ブラジル日系社会=『百年の水流』(再改定版)=外山脩=(137)

策動続く 国交断絶宣言と同じ一月二十九日、枢軸国の公館(大使館、総領事館、領事館)は、ブラジル政府から、総て閉鎖を命じられた。 日本の公館では、屋上の竿頭に翻っていた日章旗が降ろされた。館の正面玄関の上部の壁に掲げられていた菊の御紋章も外された。その後には貸家札が貼られた。 この時ほど淋しく孤独感を覚えたことはなかった、と当時を知る人は語る。 やはり同日、ブラジル政府が、国内に在住する枢軸国人を敵性国人と指定、これを取り締まる政令を公布した。 サンパウロ州の場合、州政府公共保安局から、公報で通達されたが、次の事項を禁止していた。 〇自国語にて記載せるあらゆる文書の頒布 〇自国国歌及び歌の歌唱・演奏 〇自国特有の挨拶 〇公の場での自国語の使用 〇公衆に見える場所への自国政府閣僚の肖像の掲揚 〇当局の許可証なしの旅行 〇集会(個人の家庭でのそれ、祝祭の名目のそれも含む) 〇公の場での国際問題に関する議論、意見交換 〇武器の携行、武器・弾薬・爆発物の売買、火薬の製造(許可を得ている者も含む) 〇当局への事前届出無しの転居 〇個人の飛行機の使用 〇当局の許可なしの航空機による旅行 (以上) ブラジルは枢軸国との国交を断っただけで、宣戦布告をしたわけではなかった。 しかるに国交断絶と同じ日に公館閉鎖、敵性国人指定、取締令! この慌ただしさは、どうであろうか? 万事悠長なブラジルにしては、性急過ぎて、これまた不自然だった。 背後で米英が急かせていたと仮定すると、釈然とする。 以後も米英の策動としか思えぬ不自然な出来事が続いた。 国交断絶から数日後の二月二日、サンパウロ市リベルダーデ区内の日本人集中地、通称コンデ街の住民の大半に、突如、立ち退き命令が治安当局から下った。 明確な理由説明はなかった。

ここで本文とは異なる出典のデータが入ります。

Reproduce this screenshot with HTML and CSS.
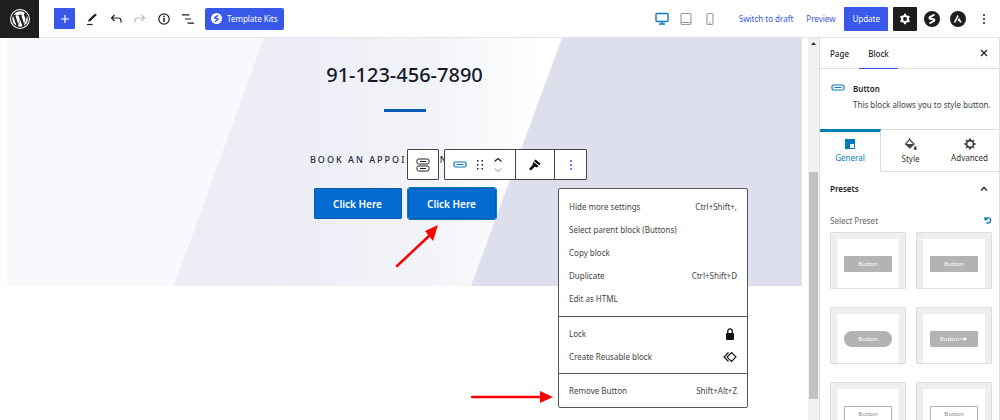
FILE: index.html
```html
<!DOCTYPE html>
<html lang="en">

<head>
    <meta charset="UTF-8">
    <title>Edit Page</title>
    <link rel="stylesheet" href="styles.css">
</head>

<body>
    <header class="topbar">
        <a href="#" class="wp-logo" aria-label="View Pages">
            <svg width="20" height="20" viewBox="0 0 24 24" fill="#fff">
                <path d="M12 0a12 12 0 1 0 0 24 12 12 0 0 0 0-24zm0 1.300a10.700 10.700 0 1 1 0 21.400 10.700 10.700 0 0 1 0-21.400z" />
                <path d="M2.800 12c0 3.700 2.100 6.800 5.200 8.300L3.600 8.200A9 9 0 0 0 2.800 12zm15.500-.5c0-1.100-.4-1.900-.8-2.500-.5-.8-.9-1.500-.9-2.300 0-.9.7-1.700 1.600-1.700h.1A9.200 9.200 0 0 0 4.300 7h.6c1 0 2.500-.1 2.500-.1.500 0 .5.700.1.800l-1.100.1 3.400 10.300 2.100-6.200L10.400 7.800l-1-.1c-.5 0-.4-.8.100-.8 0 0 1.500.1 2.500.1s2.500-.1 2.500-.1c.5 0 .6.700.1.800l-1.100.1 3.400 10.200 1-3.100c.4-1.300.4-2.500.4-3.400zm-6.100 1.300-2.800 8a9.200 9.200 0 0 0 5.700-.1l-2.900-7.900zm7.900-5.200c0 .3.100.6.100 1 0 1-.2 2.100-.7 3.500l-2.800 8.100A9.200 9.200 0 0 0 20.100 7.600z" />
            </svg>
        </a>
        <div class="tools">
            <button class="inserter" aria-label="Add block">
                <svg width="10" height="10" viewBox="0 0 10 10" stroke="#fff" stroke-width="1.200"><path d="M5 1v8M1 5h8" /></svg>
            </button>
            <button class="icon-btn" aria-label="Tools">
                <svg width="14" height="14" viewBox="0 0 14 14"><path d="M3 9.800 3.700 7.500 9.800 1.800Q10.800 1.500 11.800 3L5.500 9z" fill="#1e1e1e" /><path d="M2 12.500h5.500" stroke="#1e1e1e" stroke-width="1.200" /></svg>
            </button>
            <button class="icon-btn" aria-label="Undo">
                <svg width="14" height="14" viewBox="0 0 14 14" fill="none" stroke="#1e1e1e" stroke-width="1.200"><path d="M5.500 3 2.500 6l3 3M2.500 6H9q3 0 3 2.500v2" /></svg>
            </button>
            <button class="icon-btn" aria-label="Redo" disabled>
                <svg width="14" height="14" viewBox="0 0 14 14" fill="none" stroke="#bbb" stroke-width="1.200"><path d="m8.500 3 3 3-3 3M11.500 6H5Q2 6 2 8.500v2" /></svg>
            </button>
            <button class="icon-btn" aria-label="Details">
                <svg width="14" height="14" viewBox="0 0 14 14" fill="none" stroke="#1e1e1e"><circle cx="7" cy="7" r="5.200" stroke-width="1.200" /><path d="M7 6v4M7 3.800v1.400" stroke-width="1.500" /></svg>
            </button>
            <button class="icon-btn" aria-label="List view">
                <svg width="14" height="14" viewBox="0 0 14 14" stroke="#1e1e1e" stroke-width="1.200"><path d="M1 2.800h7.500M4 7h6M6.500 11.200H13" /></svg>
            </button>
        </div>
        <button class="kits">
            <svg width="11" height="11" viewBox="0 0 16 16"><circle cx="8" cy="8" r="8" fill="#fff" /><path d="M10.500 3.500 5.700 6.300q-.8 1 .6 1.400l3.300.6q1.400.6.3 1.600L5.500 12.500" fill="none" stroke="#3858e9" stroke-width="2" /></svg>
            Template Kits
        </button>
        <div class="actions">
            <div class="devices">
                <button class="icon-btn" aria-label="Desktop">
                    <svg width="14" height="14" viewBox="0 0 14 14" fill="none" stroke="#0a7ab8" stroke-width="1.400"><rect x="1" y="1.500" width="12" height="8" rx="1" /><path d="M7 9.500v2M4 12h6" /></svg>
                </button>
                <button class="icon-btn" aria-label="Tablet">
                    <svg width="14" height="14" viewBox="0 0 14 14" fill="none" stroke="#999" stroke-width="1.100"><rect x="2" y="1.500" width="10" height="11" rx="1.200" /><path d="M2 10.500h10" /></svg>
                </button>
                <button class="icon-btn" aria-label="Mobile">
                    <svg width="14" height="14" viewBox="0 0 14 14" fill="none" stroke="#999" stroke-width="1.100"><rect x="4" y="1.500" width="6" height="11" rx="1.200" /><path d="M6 11h2" /></svg>
                </button>
            </div>
            <a href="#">Switch to draft</a>
            <a href="#">Preview</a>
            <button class="update">Update</button>
            <button class="settings" aria-label="Settings">
                <svg width="12" height="12" viewBox="0 0 12 12"><circle cx="6" cy="6" r="3" fill="none" stroke="#fff" stroke-width="2" /><path d="M6 .8v2M6 9.200v2M1.500 3.400l1.700 1M8.800 7.600l1.700 1M1.500 8.600l1.700-1M8.800 4.400l1.700-1" stroke="#fff" stroke-width="2" /></svg>
            </button>
            <button class="round" aria-label="Spectra">
                <svg width="16" height="16" viewBox="0 0 16 16"><circle cx="8" cy="8" r="8" fill="#1e1e1e" /><path d="M10.500 3.500 5.700 6.300q-.8 1 .6 1.400l3.300.6q1.400.6.3 1.600L5.500 12.500" fill="none" stroke="#fff" stroke-width="2" /></svg>
            </button>
            <button class="round" aria-label="Astra">
                <svg width="16" height="16" viewBox="0 0 16 16"><circle cx="8" cy="8" r="8" fill="#1e1e1e" /><path d="M7.600 3.800 8.500 5.600 5.500 11.500H3.700zM9 6.500 11.800 11.500H10L9.200 9.900H7.500z" fill="#fff" /></svg>
            </button>
            <button class="more" aria-label="Options">
                <svg width="4" height="12" viewBox="0 0 4 12" fill="#1e1e1e"><circle cx="2" cy="2" r="1" /><circle cx="2" cy="6" r="1" /><circle cx="2" cy="10" r="1" /></svg>
            </button>
        </div>
    </header>

    <div class="editor">
        <main class="canvas">
            <section class="hero">
                <svg class="hero-bg" viewBox="0 0 795 248" preserveAspectRatio="none">
                    <defs>
                        <linearGradient id="fade" gradientUnits="userSpaceOnUse" x1="250" y1="0" x2="540" y2="0">
                            <stop offset="0" stop-color="#ecedf5" />
                            <stop offset=".6" stop-color="#f3f4f9" />
                            <stop offset="1" stop-color="#fff" />
                        </linearGradient>
                    </defs>
                    <rect width="795" height="248" fill="#f8f9fc" />
                    <path d="M257 0H555L464 248H167z" fill="url(#fade)" />
                    <path d="M555 0H795V248H464z" fill="#dddfec" />
                </svg>
                <h2>91-123-456-7890</h2>
                <hr>
                <p class="book">BOOK AN APPOINTMENT TODAY</p>
                <div class="buttons">
                    <button class="cta">Click Here</button>
                    <button class="cta selected">Click Here</button>
                </div>
            </section>

            <div class="toolbar">
                <div class="group">
                    <button class="parent" aria-label="Select Buttons">
                        <svg width="14" height="14" viewBox="0 0 14 14" fill="none" stroke="#1e1e1e"><rect x="1" y="1" width="12" height="5" rx="1.500" /><rect x="1" y="8" width="12" height="5" rx="1.500" /><path d="M4 3.500h6M4 10.500h6" /></svg>
                    </button>
                </div>
                <div class="group">
                    <div class="cell wide">
                        <button aria-label="Button">
                            <svg width="14" height="8" viewBox="0 0 14 8" fill="none" stroke="#0a7ab8"><rect x="1" y="1" width="12" height="5" rx="1.500" stroke-width="1.200" /><path d="M3.500 3.500h7" /></svg>
                        </button>
                        <button aria-label="Drag">
                            <svg width="8" height="12" viewBox="0 0 8 12" fill="#1e1e1e"><path d="M1 1h1.500v1.500H1zM5.500 1H7v1.500H5.500zM1 5h1.500v1.500H1zM5.500 5H7v1.500H5.500zM1 9h1.500v1.500H1zM5.500 9H7v1.500H5.500z" /></svg>
                        </button>
                        <button aria-label="Move">
                            <svg width="10" height="16" viewBox="0 0 10 16" fill="none" stroke-width="1.200"><path d="m1.500 4.500 3.500-3 3.500 3" stroke="#1e1e1e" /><path d="m1.500 11.500 3.500 3 3.500-3" stroke="#bbb" /></svg>
                        </button>
                    </div>
                    <div class="cell">
                        <button aria-label="Copy styles">
                            <svg width="14" height="14" viewBox="0 0 14 14" fill="#000"><path d="m7.500 1.500 5 4.200-1.300 1.600-5.200-4.200zM5.300 3.800l5.200 4.200-1.600 1.500-2-1-4 4-1.900-1.500 3.600-3.900z" /></svg>
                        </button>
                    </div>
                    <div class="cell small">
                        <button aria-label="Options">
                            <svg width="4" height="12" viewBox="0 0 4 12" fill="#3858e9"><circle cx="2" cy="2" r="1" /><circle cx="2" cy="6" r="1" /><circle cx="2" cy="10" r="1" /></svg>
                        </button>
                    </div>
                </div>
            </div>

            <div class="menu">
                <div class="menu-group">
                    <button>Hide more settings <span>Ctrl+Shift+,</span></button>
                    <button>Select parent block (Buttons)</button>
                    <button>Copy block</button>
                    <button>Duplicate <span>Ctrl+Shift+D</span></button>
                    <button>Edit as HTML</button>
                </div>
                <div class="menu-group">
                    <button>Lock
                        <svg width="14" height="14" viewBox="0 0 14 14"><rect x="3" y="6" width="8" height="7" rx="1" fill="#111" /><path d="M4.800 6.500V4a2.200 2.200 0 0 1 4.400 0v2.500" fill="none" stroke="#111" stroke-width="1.300" /></svg>
                    </button>
                    <button>Create Reusable block
                        <svg width="14" height="14" viewBox="0 0 14 14" fill="none" stroke="#111" stroke-width="1.100"><path d="m8.500 2.500 4.500 4.500-4.500 4.500L4 7zM5.500 2.500 1 7l4.500 4.500" /></svg>
                    </button>
                </div>
                <div class="menu-group">
                    <button>Remove Button <span>Shift+Alt+Z</span></button>
                </div>
            </div>

            <svg class="arrow arrow-up" width="44" height="44" viewBox="0 0 44 44"><path d="M2 42 34 12" stroke="#f00" stroke-width="2.500" stroke-linecap="round" /><path d="M43 1 38 17 30 7z" fill="#f00" /></svg>
            <svg class="arrow arrow-right" width="82" height="12" viewBox="0 0 82 12"><path d="M1 6h70" stroke="#f00" stroke-width="2.500" stroke-linecap="round" /><path d="M69 0 82 6 69 12z" fill="#f00" /></svg>
        </main>

        <div class="scrollbar">
            <svg width="11" height="11" viewBox="0 0 11 11"><path d="M3 7h5L5.500 4z" fill="#333" /></svg>
            <div class="thumb"></div>
        </div>

        <aside class="sidebar">
            <div class="panel-tabs">
                <button>Page</button>
                <button class="active">Block</button>
                <button class="close" aria-label="Close settings">
                    <svg width="8" height="8" viewBox="0 0 8 8" stroke="#1e1e1e" stroke-width="1.300"><path d="m1 1 6 6M7 1 1 7" /></svg>
                </button>
            </div>
            <div class="card">
                <svg width="14" height="8" viewBox="0 0 14 8" fill="none" stroke="#0a7ab8"><rect x="1" y="1" width="12" height="5" rx="1.500" stroke-width="1.200" /><path d="M3.500 3.500h7" /></svg>
                <div>
                    <h3>Button</h3>
                    <p>This block allows you to style button.</p>
                </div>
            </div>
            <div class="style-tabs">
                <button class="active">
                    <svg width="12" height="12" viewBox="0 0 12 12"><path d="M1 1h10v10H1z" fill="#007cba" /><path d="M6 6h4v4H6z" fill="#fff" /></svg>
                    General
                </button>
                <button>
                    <svg width="14" height="14" viewBox="0 0 14 14"><path d="M5.500 1v2M5.500 2.500 10 7 6 11 1.500 7z" fill="none" stroke="#444" stroke-width="1.200" /><path d="M1.500 7H10L6 11zM11.200 8.500q3 4.500 0 4.500t0-4.500" fill="#444" /></svg>
                    Style
                </button>
                <button>
                    <svg width="12" height="12" viewBox="0 0 12 12" fill="none" stroke="#444"><circle cx="6" cy="6" r="3.500" stroke-width="1.800" /><path d="M6 .5v1.500M6 10v1.500M.5 6H2M10 6h1.500M2.100 2.100l1 1M8.900 8.900l1 1M2.100 9.900l1-1M8.900 3.100l1-1" stroke-width="2" /></svg>
                    Advanced
                </button>
            </div>
            <button class="section-title">
                Presets
                <svg width="8" height="6" viewBox="0 0 8 6" fill="none" stroke="#1e1e1e" stroke-width="1.300"><path d="m1 4.500 3-3 3 3" /></svg>
            </button>
            <div class="preset-head">
                Select Preset
                <button aria-label="Reset">
                    <svg width="8" height="8" viewBox="0 0 8 8" fill="none" stroke="#0a7ab8" stroke-width="1.300"><path d="M1 1v2.500h2.500M1.500 3.200a2.700 2.700 0 1 1 .8 3.300" /></svg>
                </button>
            </div>
            <div class="presets">
                <button class="preset"><span class="inner"><span class="sample">Button</span></span></button>
                <button class="preset"><span class="inner"><span class="sample soft">Button</span></span></button>
                <button class="preset"><span class="inner"><span class="sample pill">Button</span></span></button>
                <button class="preset"><span class="inner"><span class="sample soft">Button
                    <svg width="8" height="6" viewBox="0 0 8 6"><path d="M0 3h5" stroke="#fff" /><path d="M4 1 7 3 4 5z" fill="#fff" /></svg></span></span></button>
                <button class="preset"><span class="inner"><span class="sample outline">Button</span></span></button>
                <button class="preset"><span class="inner"><span class="sample outline soft">Button</span></span></button>
            </div>
        </aside>
    </div>
</body>

</html>
```

FILE: styles.css
```css
* {
    box-sizing: border-box;
}

body {
    margin: 0;
    height: 100vh;
    display: flex;
    flex-direction: column;
    overflow: hidden;
    font-family: "Noto Sans", sans-serif;
    font-size: 8px;
    color: #1e1e1e;
    background: #fff;
}

button {
    font: inherit;
    color: inherit;
    background: none;
    border: none;
    padding: 0;
    cursor: pointer;
}

svg {
    display: block;
    flex: none;
}

h2,
h3,
p {
    margin: 0;
}

.topbar {
    flex: none;
    height: 38px;
    display: flex;
    align-items: center;
    border-bottom: 1px solid #e4e4e4;
}

.wp-logo {
    width: 39px;
    height: 38px;
    display: flex;
    align-items: center;
    justify-content: center;
    background: #1e1e1e;
}

.tools {
    display: flex;
    align-items: center;
    gap: 10px;
    margin-left: 15px;
}

.inserter {
    width: 21px;
    height: 21px;
    display: flex;
    align-items: center;
    justify-content: center;
    background: #3858e9;
    border-radius: 1px;
}

.icon-btn {
    width: 14px;
    height: 14px;
}

.kits {
    display: flex;
    align-items: center;
    gap: 5px;
    height: 22px;
    margin-left: 10px;
    padding: 0 6px;
    color: #fff;
    background: #3858e9;
    border-radius: 2px;
}

.actions {
    display: flex;
    align-items: center;
    gap: 10px;
    margin-left: auto;
    padding-right: 14px;
}

.actions a {
    color: #3858e9;
    text-decoration: none;
    margin-right: 3px;
}

.devices {
    display: flex;
    gap: 10px;
    margin-right: 12px;
}

.update {
    height: 24px;
    padding: 0 8px;
    margin-left: -4px;
    color: #fff;
    background: #3858e9;
    border-radius: 1px;
}

.settings {
    width: 24px;
    height: 24px;
    margin-left: -5px;
    display: flex;
    align-items: center;
    justify-content: center;
    background: #1e1e1e;
    border-radius: 1px;
}

.round {
    margin-left: -3px;
    margin-right: 3px;
}

.more {
    margin-left: 3px;
}

.editor {
    flex: 1;
    min-height: 0;
    display: flex;
}

.canvas {
    flex: 1;
    min-width: 0;
    position: relative;
    padding: 0 6px 0 7px;
}

.hero {
    position: relative;
    display: flex;
    flex-direction: column;
    align-items: center;
    padding: 23px 0 67px;
}

.hero-bg {
    position: absolute;
    inset: 0;
    width: 100%;
    height: 100%;
    z-index: -1;
}

.hero h2 {
    font-size: 20px;
    line-height: 28px;
    font-weight: 500;
    color: #15192b;
}

.hero hr {
    width: 42px;
    height: 3px;
    margin: 20px 0 42px;
    border: none;
    background: #0b5cb5;
}

.book {
    font-size: 9px;
    line-height: 12px;
    font-weight: 500;
    letter-spacing: 2px;
    color: #25293a;
}

.buttons {
    display: flex;
    gap: 6px;
    margin-top: 22px;
}

.cta {
    width: 88px;
    height: 31px;
    font-size: 10px;
    font-weight: 600;
    color: #fff;
    background: #046bd2;
    border: 1px solid #0a5cb0;
    border-radius: 1px;
}

.cta.selected {
    outline: 1px solid #0a7ab8;
    border-radius: 2px;
}

.toolbar {
    position: absolute;
    left: 407px;
    top: 111px;
    display: flex;
    gap: 5px;
}

.group {
    display: flex;
    height: 31px;
    background: #fff;
    border: 1px solid #444;
    border-radius: 1px;
}

.group button {
    display: flex;
    align-items: center;
}

.parent {
    padding: 0 8px;
}

.cell {
    width: 39px;
    display: flex;
    align-items: center;
    justify-content: center;
    gap: 9px;
}

.cell.wide {
    width: 70px;
    padding-right: 4px;
}

.cell.small {
    width: 32px;
}

.cell + .cell {
    border-left: 1px solid #444;
}

.menu {
    position: absolute;
    left: 558px;
    top: 150px;
    width: 190px;
    background: #fff;
    border: 1px solid #555;
    border-radius: 2px;
    color: #444;
}

.menu-group {
    padding: 6px 10px;
}

.menu-group + .menu-group {
    padding: 5px 10px;
    border-top: 1px solid #555;
}

.menu button {
    display: flex;
    align-items: center;
    justify-content: space-between;
    width: 100%;
    height: 23px;
}

.arrow {
    position: absolute;
}

.arrow-up {
    left: 395px;
    top: 186px;
}

.arrow-right {
    left: 471px;
    top: 353px;
}

.scrollbar {
    width: 11px;
    background: #f1f1f1;
}

.thumb {
    width: 9px;
    height: 227px;
    margin: 123px auto 0;
    background: #c1c1c1;
}

.sidebar {
    width: 181px;
    border-left: 1px solid #e0e0e0;
    border-right: 1px solid #e0e0e0;
}

.panel-tabs {
    display: flex;
    height: 31px;
    border-bottom: 1px solid #e0e0e0;
    font-weight: 500;
}

.panel-tabs button {
    width: 39px;
    margin-bottom: -1px;
    border-bottom: 1px solid transparent;
}

.panel-tabs .active {
    border-color: #3858e9;
}

.panel-tabs .close {
    width: auto;
    margin-left: auto;
    padding-right: 11px;
}

.card {
    display: flex;
    gap: 8px;
    padding: 12px 0 0 11px;
    height: 60px;
    white-space: nowrap;
}

.card svg {
    margin-top: 3px;
}

.card h3 {
    font-size: 8px;
    line-height: 15px;
    font-weight: 600;
}

.card p {
    line-height: 17px;
    color: #444;
}

.style-tabs {
    display: grid;
    grid-template-columns: 61px 1fr 1fr;
    height: 43px;
}

.style-tabs button {
    display: flex;
    flex-direction: column;
    align-items: center;
    justify-content: center;
    gap: 2px;
    border-top: 1px solid #ddd;
    border-bottom: 1px solid #ddd;
    color: #333;
}

.style-tabs .active {
    border-top: 3px solid #007cba;
    border-right: 1px solid #ddd;
    border-bottom: none;
    padding-bottom: 4px;
    color: #007cba;
}

.section-title {
    display: flex;
    align-items: center;
    justify-content: space-between;
    width: 100%;
    height: 33px;
    padding: 0 11px 0 10px;
    font-weight: 600;
}

.preset-head {
    display: flex;
    align-items: center;
    justify-content: space-between;
    height: 27px;
    padding: 3px 7px 0 10px;
    color: #666;
}

.presets {
    display: grid;
    grid-template-columns: 1fr 1fr;
    gap: 18px 10px;
    padding: 0 7px 0 10px;
}

.preset {
    height: 57px;
    padding: 6px 6px 0;
    background: #eee;
    border: 1px solid #ddd;
    border-radius: 1px;
}

.inner {
    display: flex;
    align-items: center;
    justify-content: center;
    height: 100%;
    background: #fff;
}

.sample {
    display: flex;
    align-items: center;
    justify-content: center;
    gap: 1px;
    width: 48px;
    height: 16px;
    font-size: 6px;
    color: #fff;
    background: #b3b3b3;
}

.sample.soft {
    border-radius: 1px;
}

.sample.pill {
    border-radius: 8px;
}

.sample.outline {
    color: #888;
    background: #fff;
    border: 1px solid #b3b3b3;
}
```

市の中心部のすぐそばに位置し、近くに官公庁の建物が多いことが、一応の理由だったようだ。つまりスパイ容疑である。しかし証拠があったわけではない。 コンデ街の邦人戸数は三百五十とも四百とも概算されていた。商店、宿泊所、食堂、各種事務所、住宅などが軒を並べていた。笠戸丸以来の長い歳月の間に出来上がった心の拠り所であった。 しかし米英にとっては、自分たちの縄張りと思っているこのブラジル、その大都市サンパウロの都心のすぐ傍に、日本人によって占拠され無数の日本語の看板が掲げられているこの街があること自体、許せなかったのであろう。 さらに立ち退き命令で、この国の日系社会全体に衝撃を与え、萎縮させ、一方でブラジル人に日本人への疑惑と不信感を植えつける…そのための恰好の標的であったろう。 立ち退き命令は、九月になってもう一度出され、二月のそれを免れた住民も、追い払われることになる。 彼らは抗するスベもなく、いずれかへ去って行った。 警官、 学園に踏み込む 当時のサンパウロ市内の邦人は、約千家族と推定されており、リベルダーデ以外ではピニェイロス区に多かった。 そこでは、岸本丘陽が私立の暁星学園を経営していた。同学園はポルトガル語の授業の他に、当局の許可を得て、外国語としての日本語の授業を行っていた。生徒は二四〇人ほどであった。 ここが難に遭った。その顛末が前記の岸本書に記されている。 コンデ街の邦人に立退き命令が下った翌二月三日、中折れ帽子を目深に被った目元の鋭い男が学園の塀の前に立ってジーと中を窺っていた。 数日後、また、この付近では見慣れぬ男が、朝から放課後まで街路の向こう側をブラブラしながら、生徒たちの一挙一動を見つめていた。 二十四日、二台の車が学園の前にピタリと停まるや、六人の屈強な男が現れ、内四人がドカドカと教室の中に踏みこんできた。指揮官らしい男が「刑事である」と名乗り、授業を停止させ、次いで生徒に向かって「所持している本を全部机の上に出せ」と命じた。 出された本の中に、数冊の日本語のそれが混じっていた。指揮官は「これだ、これだ!」と叫び、担当教師を呼んで「逮捕する」と大喝した。 教師が「日本語の授業は、州の学務局の許可を得てやっている」と説明すると、噛み付くよう に、 「日本語を話すことさえ禁じている現状に於いて日本語の授業ができるか!」 と、怒号した。